Search the material and gather each line with "index" in it.

Start Available data

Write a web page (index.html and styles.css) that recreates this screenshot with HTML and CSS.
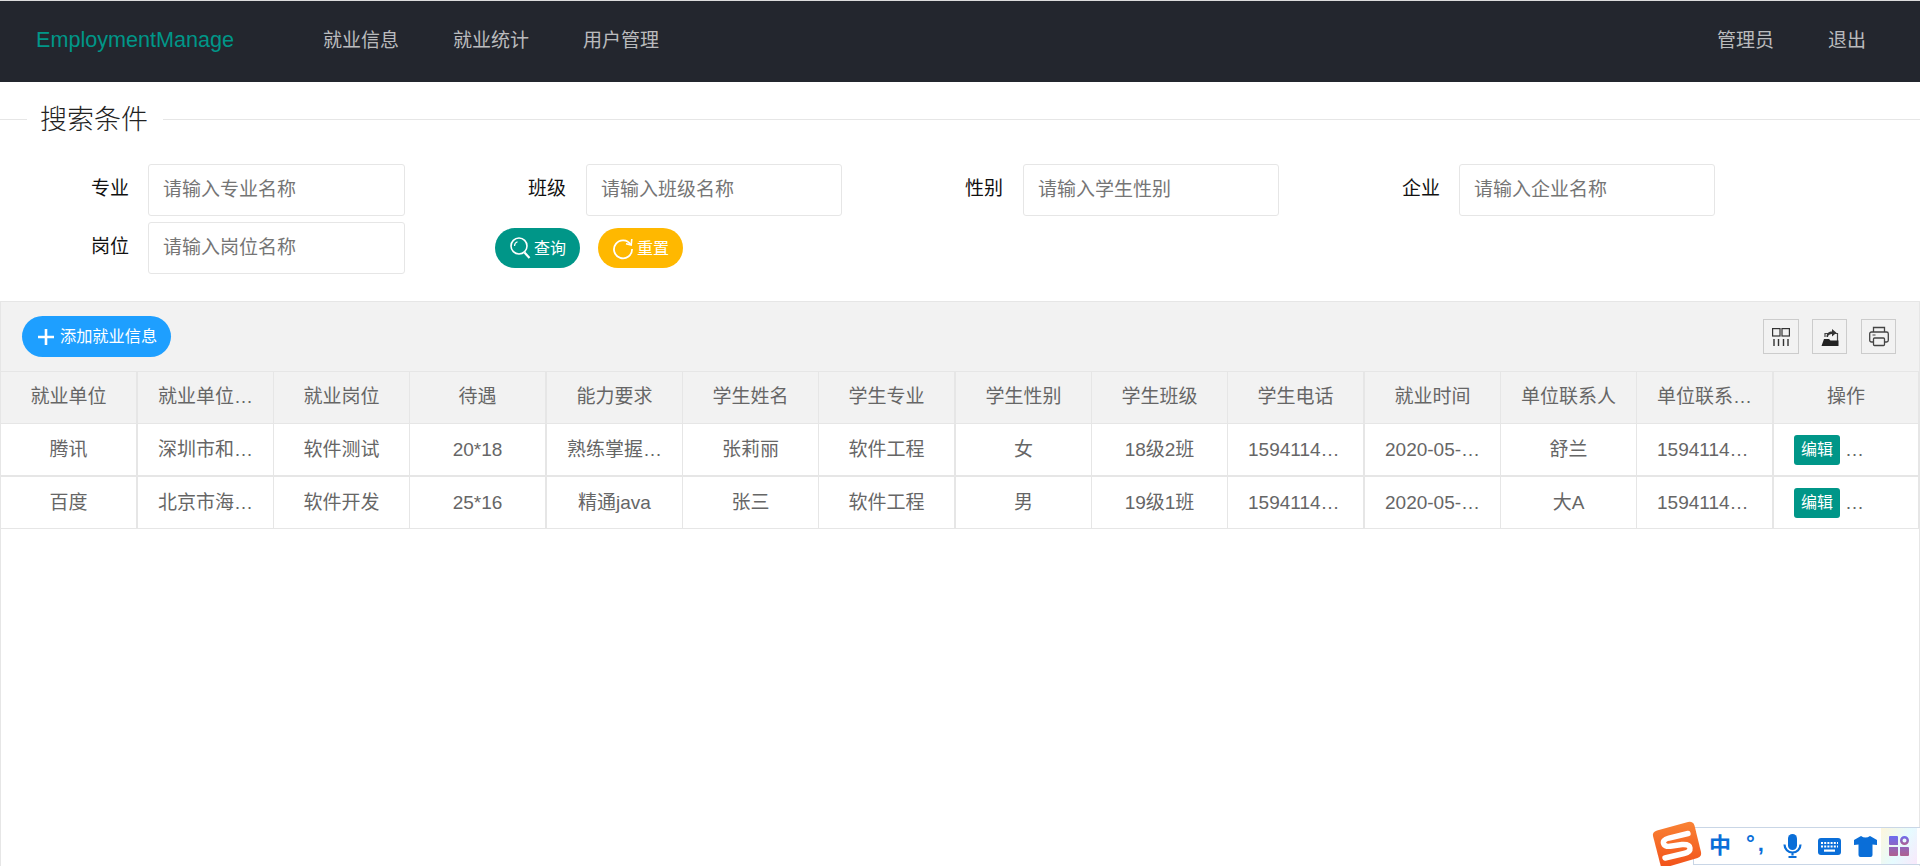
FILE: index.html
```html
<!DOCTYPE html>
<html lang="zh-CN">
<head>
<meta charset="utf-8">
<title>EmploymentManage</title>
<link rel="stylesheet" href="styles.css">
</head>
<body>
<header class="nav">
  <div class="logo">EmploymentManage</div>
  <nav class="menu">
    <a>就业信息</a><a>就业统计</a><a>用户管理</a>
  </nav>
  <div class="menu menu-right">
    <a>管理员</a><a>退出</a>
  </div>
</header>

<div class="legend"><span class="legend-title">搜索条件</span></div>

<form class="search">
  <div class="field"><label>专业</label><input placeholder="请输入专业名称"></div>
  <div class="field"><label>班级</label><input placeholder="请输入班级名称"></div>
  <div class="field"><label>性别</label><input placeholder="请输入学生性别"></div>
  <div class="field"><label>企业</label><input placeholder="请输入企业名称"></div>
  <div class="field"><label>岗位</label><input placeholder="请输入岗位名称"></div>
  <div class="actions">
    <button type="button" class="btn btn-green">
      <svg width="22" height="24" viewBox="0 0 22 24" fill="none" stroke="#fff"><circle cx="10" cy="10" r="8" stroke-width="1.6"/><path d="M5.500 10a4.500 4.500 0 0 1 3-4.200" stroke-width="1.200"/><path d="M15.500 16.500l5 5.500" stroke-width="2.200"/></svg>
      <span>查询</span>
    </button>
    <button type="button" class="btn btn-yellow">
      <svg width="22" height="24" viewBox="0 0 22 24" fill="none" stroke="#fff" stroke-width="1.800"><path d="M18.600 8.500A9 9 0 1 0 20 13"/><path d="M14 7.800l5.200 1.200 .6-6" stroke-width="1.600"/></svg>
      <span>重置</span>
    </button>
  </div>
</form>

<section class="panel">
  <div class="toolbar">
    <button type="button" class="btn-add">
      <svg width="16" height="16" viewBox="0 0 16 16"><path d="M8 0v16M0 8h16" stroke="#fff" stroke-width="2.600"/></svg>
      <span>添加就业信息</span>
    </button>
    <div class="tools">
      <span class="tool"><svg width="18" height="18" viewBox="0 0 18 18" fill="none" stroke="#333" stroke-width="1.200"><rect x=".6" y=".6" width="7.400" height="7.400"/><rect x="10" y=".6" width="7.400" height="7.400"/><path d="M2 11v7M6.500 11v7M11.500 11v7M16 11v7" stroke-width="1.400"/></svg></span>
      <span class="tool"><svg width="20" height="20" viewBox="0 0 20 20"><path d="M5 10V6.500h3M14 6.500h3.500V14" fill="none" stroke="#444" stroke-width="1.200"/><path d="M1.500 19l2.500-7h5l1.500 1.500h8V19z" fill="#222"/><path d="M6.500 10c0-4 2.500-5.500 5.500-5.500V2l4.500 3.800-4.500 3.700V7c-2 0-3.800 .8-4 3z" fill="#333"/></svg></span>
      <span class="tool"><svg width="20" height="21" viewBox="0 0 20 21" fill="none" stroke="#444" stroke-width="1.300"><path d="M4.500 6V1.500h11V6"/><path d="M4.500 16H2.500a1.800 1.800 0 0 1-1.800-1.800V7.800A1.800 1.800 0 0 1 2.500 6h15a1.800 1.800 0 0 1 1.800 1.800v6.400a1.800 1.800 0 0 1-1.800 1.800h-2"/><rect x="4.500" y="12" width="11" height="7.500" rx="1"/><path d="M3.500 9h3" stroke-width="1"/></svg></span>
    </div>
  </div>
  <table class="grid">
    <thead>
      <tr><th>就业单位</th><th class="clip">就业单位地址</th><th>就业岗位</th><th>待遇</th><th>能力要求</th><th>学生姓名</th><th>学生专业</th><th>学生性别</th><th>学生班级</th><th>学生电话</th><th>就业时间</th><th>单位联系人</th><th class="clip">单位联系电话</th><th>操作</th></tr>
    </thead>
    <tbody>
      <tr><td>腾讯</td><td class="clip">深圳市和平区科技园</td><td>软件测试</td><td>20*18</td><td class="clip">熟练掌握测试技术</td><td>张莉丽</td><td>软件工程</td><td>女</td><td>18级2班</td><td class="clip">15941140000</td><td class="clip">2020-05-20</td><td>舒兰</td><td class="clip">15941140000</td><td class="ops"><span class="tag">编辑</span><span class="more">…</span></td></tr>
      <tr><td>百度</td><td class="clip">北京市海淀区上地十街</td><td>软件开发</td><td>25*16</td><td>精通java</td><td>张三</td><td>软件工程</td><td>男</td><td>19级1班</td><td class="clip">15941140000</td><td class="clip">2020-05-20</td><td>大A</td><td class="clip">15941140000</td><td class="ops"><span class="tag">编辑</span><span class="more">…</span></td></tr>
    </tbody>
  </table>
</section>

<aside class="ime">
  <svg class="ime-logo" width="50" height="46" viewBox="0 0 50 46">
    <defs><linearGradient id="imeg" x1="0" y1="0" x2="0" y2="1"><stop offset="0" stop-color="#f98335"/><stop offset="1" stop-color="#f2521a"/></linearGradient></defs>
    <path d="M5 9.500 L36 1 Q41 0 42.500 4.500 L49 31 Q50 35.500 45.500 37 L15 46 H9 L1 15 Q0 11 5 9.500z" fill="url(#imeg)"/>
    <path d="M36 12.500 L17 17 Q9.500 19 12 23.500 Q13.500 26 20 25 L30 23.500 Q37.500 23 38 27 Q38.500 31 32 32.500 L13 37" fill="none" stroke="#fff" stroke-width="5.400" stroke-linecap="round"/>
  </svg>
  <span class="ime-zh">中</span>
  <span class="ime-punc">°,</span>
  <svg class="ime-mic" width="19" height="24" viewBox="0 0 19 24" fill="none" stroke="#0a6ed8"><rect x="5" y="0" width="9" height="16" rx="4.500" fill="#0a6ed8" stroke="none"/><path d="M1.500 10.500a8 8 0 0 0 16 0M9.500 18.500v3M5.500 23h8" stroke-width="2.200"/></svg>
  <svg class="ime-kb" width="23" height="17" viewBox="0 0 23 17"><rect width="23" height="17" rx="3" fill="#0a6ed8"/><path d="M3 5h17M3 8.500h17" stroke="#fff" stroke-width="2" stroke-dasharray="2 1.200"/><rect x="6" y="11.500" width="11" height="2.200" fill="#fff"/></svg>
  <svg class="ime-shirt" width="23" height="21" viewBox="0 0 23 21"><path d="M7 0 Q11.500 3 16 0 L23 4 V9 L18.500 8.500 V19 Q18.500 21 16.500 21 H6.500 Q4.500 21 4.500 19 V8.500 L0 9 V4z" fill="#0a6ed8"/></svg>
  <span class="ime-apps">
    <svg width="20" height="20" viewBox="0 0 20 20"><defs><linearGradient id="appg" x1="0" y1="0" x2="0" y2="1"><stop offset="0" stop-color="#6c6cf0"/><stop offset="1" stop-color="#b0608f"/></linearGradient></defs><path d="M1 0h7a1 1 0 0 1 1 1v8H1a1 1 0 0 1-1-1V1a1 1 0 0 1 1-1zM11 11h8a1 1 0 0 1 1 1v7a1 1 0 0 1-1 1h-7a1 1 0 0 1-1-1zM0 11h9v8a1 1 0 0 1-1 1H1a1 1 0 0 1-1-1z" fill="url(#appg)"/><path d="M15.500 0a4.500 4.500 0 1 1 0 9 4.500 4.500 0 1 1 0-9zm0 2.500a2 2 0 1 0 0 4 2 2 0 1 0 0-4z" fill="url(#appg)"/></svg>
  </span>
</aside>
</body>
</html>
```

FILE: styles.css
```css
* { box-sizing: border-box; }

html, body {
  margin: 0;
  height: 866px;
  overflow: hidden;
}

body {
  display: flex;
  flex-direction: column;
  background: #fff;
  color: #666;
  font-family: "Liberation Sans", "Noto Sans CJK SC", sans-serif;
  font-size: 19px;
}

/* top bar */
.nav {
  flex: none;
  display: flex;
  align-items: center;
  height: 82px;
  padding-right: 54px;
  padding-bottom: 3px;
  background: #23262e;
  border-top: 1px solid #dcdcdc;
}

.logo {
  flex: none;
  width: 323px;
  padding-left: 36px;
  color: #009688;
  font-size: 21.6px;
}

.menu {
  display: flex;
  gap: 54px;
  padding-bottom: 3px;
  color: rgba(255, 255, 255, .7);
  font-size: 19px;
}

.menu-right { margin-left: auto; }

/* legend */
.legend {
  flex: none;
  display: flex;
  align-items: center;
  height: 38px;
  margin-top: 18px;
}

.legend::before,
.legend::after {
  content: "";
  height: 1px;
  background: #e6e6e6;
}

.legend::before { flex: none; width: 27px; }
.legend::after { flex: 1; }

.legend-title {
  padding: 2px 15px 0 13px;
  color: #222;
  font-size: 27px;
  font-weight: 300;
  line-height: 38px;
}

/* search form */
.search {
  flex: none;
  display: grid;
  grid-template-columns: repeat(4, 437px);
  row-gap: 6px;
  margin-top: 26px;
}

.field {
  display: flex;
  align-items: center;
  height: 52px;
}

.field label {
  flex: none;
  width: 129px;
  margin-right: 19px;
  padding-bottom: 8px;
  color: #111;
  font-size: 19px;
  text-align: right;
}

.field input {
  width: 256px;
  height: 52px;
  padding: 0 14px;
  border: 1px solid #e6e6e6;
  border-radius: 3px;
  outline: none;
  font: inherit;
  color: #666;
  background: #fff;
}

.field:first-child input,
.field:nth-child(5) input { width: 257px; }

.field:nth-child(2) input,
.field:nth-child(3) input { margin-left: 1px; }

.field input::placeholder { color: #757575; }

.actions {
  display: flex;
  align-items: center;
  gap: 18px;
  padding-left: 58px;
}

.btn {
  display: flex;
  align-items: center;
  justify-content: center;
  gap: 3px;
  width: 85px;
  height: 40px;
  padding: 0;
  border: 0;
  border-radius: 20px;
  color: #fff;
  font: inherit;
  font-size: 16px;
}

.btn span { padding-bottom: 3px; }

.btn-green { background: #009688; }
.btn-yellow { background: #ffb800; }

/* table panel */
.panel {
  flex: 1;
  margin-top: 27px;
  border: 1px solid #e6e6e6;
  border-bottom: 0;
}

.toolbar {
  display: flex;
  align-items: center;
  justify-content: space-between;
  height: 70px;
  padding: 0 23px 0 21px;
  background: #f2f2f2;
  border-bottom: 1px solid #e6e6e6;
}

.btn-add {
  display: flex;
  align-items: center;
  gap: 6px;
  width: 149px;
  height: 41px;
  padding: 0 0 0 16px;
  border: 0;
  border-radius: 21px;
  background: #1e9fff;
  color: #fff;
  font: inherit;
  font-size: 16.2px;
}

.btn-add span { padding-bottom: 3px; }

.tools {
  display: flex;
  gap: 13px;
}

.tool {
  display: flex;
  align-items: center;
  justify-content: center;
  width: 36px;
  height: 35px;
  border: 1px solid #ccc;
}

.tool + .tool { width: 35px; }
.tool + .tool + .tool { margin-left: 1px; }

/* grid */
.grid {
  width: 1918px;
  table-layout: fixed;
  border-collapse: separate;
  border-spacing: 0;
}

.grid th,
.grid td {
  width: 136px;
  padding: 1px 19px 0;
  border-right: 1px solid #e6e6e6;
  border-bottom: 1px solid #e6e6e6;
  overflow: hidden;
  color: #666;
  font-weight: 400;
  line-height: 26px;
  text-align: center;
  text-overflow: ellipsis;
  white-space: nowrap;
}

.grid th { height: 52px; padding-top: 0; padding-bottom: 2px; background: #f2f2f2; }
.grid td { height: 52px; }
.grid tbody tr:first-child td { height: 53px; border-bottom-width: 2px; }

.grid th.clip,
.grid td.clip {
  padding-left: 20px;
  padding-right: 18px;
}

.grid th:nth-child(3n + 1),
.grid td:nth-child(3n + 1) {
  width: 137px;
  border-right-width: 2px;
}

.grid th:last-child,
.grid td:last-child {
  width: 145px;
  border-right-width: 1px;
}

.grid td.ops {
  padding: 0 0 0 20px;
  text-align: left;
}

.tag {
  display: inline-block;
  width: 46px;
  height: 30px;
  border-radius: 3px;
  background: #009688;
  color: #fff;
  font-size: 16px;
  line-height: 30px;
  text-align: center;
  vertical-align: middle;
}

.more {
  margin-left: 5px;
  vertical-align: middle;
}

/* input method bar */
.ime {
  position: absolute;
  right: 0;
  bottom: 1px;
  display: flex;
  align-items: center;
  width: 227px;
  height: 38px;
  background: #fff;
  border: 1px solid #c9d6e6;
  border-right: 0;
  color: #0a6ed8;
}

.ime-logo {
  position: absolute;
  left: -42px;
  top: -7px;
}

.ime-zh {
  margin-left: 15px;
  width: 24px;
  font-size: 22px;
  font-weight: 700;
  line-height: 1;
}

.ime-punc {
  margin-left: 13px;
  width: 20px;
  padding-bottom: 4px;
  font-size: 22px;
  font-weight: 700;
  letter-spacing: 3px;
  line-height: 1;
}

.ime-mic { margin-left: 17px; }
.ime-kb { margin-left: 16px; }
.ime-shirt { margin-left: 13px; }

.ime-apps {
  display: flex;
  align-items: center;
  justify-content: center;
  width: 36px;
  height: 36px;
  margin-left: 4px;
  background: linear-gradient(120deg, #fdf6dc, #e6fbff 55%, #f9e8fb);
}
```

End Available data

§ **Result of this exercise**
Write a web page (index.html and styles.css) that recreates this screenshot with HTML and CSS.
FILE: index.html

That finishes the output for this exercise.